The housemates hear the screams and think Pippa is a smash hit with the crowd. They crack open a few bottles, a few drinks to celebrate surviving to see another eviction night.
Little do they know, they’re probably the only ones celebrating in the UK.
The real story isn’t the housemates or their skeezy producer. Kelly provides the heartbeat, and common sense, for the show. While her love life is a feature in the beginning, it’s a non-issue by the time the second episode rolls out. There are a few amazing solo scenes with Kelly doing whatever it takes to survive. It’s not until she takes refuge in the BB house with the remaining cast that we realize she’s the entire braintrust. Where they are keen to believe for as long as possible that the weird things going on are staged, she’s ready to beat anyone to death who so much as looks undead. She’s also the only one with a plan to get medical supplies when a housemate is bitten.
The zombies themselves are minimally made-up, background creatures relying on pale faces, a few wounds, and blood to convey the undead message. We see a few hero zombies with better makeup, mostly in the second episode.
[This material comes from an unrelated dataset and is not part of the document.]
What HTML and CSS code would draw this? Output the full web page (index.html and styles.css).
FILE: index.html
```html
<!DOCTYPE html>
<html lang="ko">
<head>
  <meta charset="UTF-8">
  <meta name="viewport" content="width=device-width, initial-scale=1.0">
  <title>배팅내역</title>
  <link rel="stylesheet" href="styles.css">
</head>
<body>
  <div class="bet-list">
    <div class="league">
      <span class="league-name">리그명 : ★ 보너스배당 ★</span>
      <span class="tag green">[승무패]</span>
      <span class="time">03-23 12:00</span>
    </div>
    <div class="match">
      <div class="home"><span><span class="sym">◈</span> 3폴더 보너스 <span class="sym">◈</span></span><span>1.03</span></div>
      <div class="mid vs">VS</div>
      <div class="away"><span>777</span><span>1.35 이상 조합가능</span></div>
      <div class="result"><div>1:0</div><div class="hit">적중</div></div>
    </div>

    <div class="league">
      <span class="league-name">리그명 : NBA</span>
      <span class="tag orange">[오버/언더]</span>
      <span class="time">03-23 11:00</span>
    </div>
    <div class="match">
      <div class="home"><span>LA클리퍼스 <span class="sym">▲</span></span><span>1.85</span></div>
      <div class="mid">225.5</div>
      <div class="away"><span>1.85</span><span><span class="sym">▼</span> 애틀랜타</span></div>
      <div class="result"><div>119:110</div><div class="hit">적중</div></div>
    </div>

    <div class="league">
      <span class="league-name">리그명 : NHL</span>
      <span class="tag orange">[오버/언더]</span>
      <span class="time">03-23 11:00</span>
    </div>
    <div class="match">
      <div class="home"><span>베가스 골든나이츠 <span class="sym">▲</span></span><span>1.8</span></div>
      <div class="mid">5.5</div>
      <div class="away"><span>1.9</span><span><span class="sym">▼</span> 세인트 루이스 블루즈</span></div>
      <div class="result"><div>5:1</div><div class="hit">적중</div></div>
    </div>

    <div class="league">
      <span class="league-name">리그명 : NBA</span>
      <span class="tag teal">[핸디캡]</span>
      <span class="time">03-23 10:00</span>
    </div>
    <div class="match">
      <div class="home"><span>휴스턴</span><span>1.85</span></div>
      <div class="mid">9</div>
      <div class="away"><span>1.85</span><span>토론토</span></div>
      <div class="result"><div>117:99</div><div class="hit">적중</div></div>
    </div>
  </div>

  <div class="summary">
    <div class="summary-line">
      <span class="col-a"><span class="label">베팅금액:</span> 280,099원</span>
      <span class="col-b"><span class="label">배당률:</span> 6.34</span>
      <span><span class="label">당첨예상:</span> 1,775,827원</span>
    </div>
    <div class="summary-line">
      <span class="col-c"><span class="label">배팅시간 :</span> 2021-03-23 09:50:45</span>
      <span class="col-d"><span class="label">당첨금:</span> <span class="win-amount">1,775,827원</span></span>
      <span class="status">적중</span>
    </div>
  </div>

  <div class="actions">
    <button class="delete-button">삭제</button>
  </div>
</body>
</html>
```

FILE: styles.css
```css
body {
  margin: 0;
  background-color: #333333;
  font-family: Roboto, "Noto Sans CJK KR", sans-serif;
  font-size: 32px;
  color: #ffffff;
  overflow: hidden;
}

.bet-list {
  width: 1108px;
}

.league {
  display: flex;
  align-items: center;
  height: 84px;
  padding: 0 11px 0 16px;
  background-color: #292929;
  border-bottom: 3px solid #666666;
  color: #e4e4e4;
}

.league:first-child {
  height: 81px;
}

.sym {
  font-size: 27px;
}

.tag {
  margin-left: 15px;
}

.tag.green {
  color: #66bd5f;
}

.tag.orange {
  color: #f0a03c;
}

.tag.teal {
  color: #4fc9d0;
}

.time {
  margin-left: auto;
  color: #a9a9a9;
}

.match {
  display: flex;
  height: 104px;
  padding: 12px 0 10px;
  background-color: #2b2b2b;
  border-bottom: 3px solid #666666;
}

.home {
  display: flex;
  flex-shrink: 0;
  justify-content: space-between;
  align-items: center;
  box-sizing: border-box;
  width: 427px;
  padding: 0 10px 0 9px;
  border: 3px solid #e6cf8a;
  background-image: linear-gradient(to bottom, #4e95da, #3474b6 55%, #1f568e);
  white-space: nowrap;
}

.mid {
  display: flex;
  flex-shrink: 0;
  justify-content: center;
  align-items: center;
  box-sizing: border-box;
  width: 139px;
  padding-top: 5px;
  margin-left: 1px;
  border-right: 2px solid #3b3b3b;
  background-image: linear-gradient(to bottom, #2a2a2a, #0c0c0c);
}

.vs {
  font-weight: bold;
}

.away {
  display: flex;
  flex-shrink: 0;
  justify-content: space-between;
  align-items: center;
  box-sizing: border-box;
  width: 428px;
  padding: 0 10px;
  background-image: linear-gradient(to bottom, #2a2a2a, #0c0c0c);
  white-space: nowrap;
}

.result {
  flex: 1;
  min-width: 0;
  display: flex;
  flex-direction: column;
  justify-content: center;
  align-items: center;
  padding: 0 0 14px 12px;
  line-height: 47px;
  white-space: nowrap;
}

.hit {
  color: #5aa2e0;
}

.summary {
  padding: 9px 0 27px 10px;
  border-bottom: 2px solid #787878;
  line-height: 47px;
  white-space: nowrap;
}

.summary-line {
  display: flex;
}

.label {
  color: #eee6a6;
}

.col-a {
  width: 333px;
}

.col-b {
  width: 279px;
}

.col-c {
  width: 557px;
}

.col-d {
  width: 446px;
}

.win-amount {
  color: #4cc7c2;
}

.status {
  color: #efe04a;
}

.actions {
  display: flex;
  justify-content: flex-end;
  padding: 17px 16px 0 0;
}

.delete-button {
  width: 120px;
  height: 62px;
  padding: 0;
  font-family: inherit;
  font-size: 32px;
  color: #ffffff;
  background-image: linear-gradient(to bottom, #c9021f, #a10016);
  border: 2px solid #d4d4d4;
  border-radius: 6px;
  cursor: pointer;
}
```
There’s great detail in the close-up gore shots, though they’re so shaky, it’s like a toddler was thrown into the fight scenes with a Go Pro strapped to their head. These are also some seriously fast undead. It raises the stakes drastically when the living cannot outrun the dead. Something missing from other shows relying on compelling characters to drive the plot. Who needs to relate to the characters? Just give us zombie action.
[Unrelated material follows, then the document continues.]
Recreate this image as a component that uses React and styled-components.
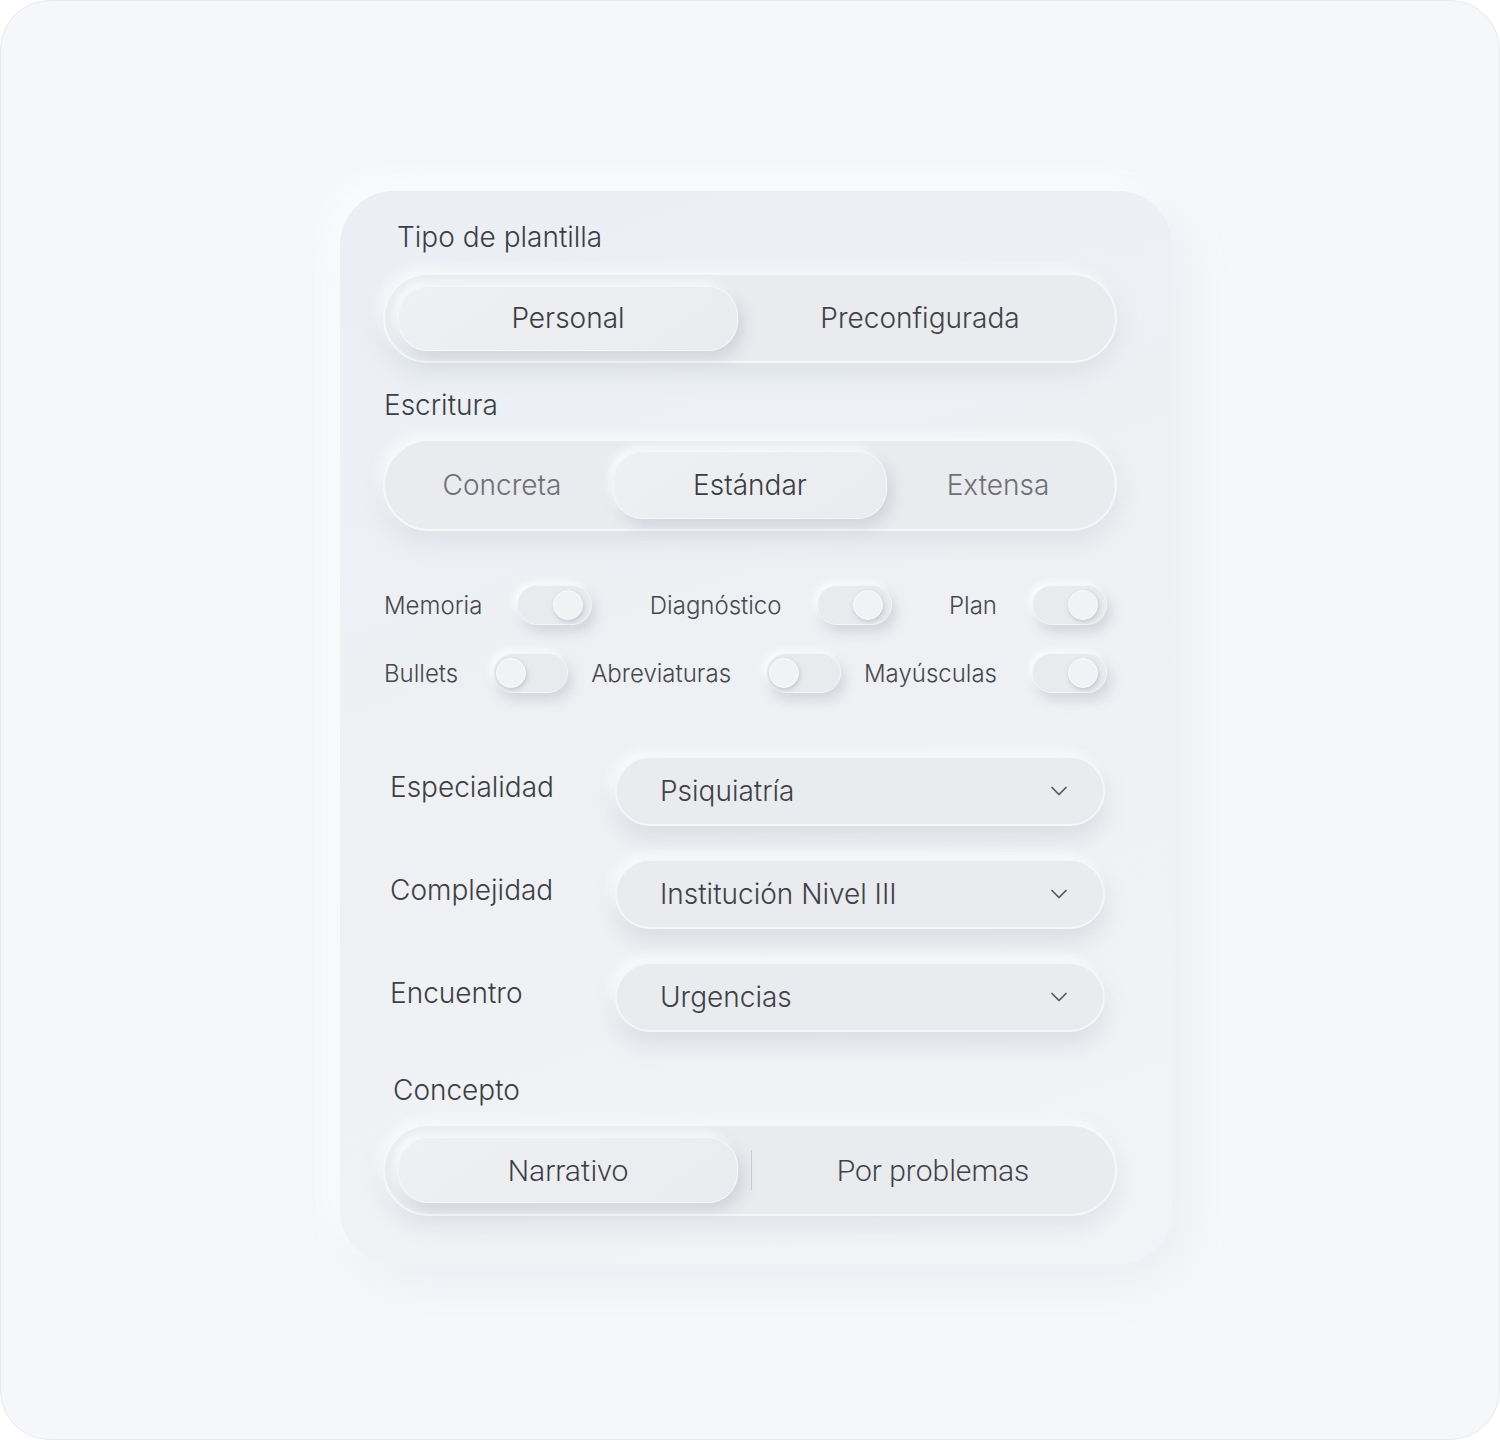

While I’m enjoying Kelly’s story, and it’s the only reason I’ll watch the three remaining episodes, this would be much more entertaining with a better-written cast behind her. Patrick is a toad, utterly disgusting and should’ve died in the initial murders. The housemates barely have a brain cell between them. It makes their scenes difficult to endure to get to the actual story. Hopefully with Kelly breaking the barrier between the BB production team and the housemates, it’ll make their scenes bearable.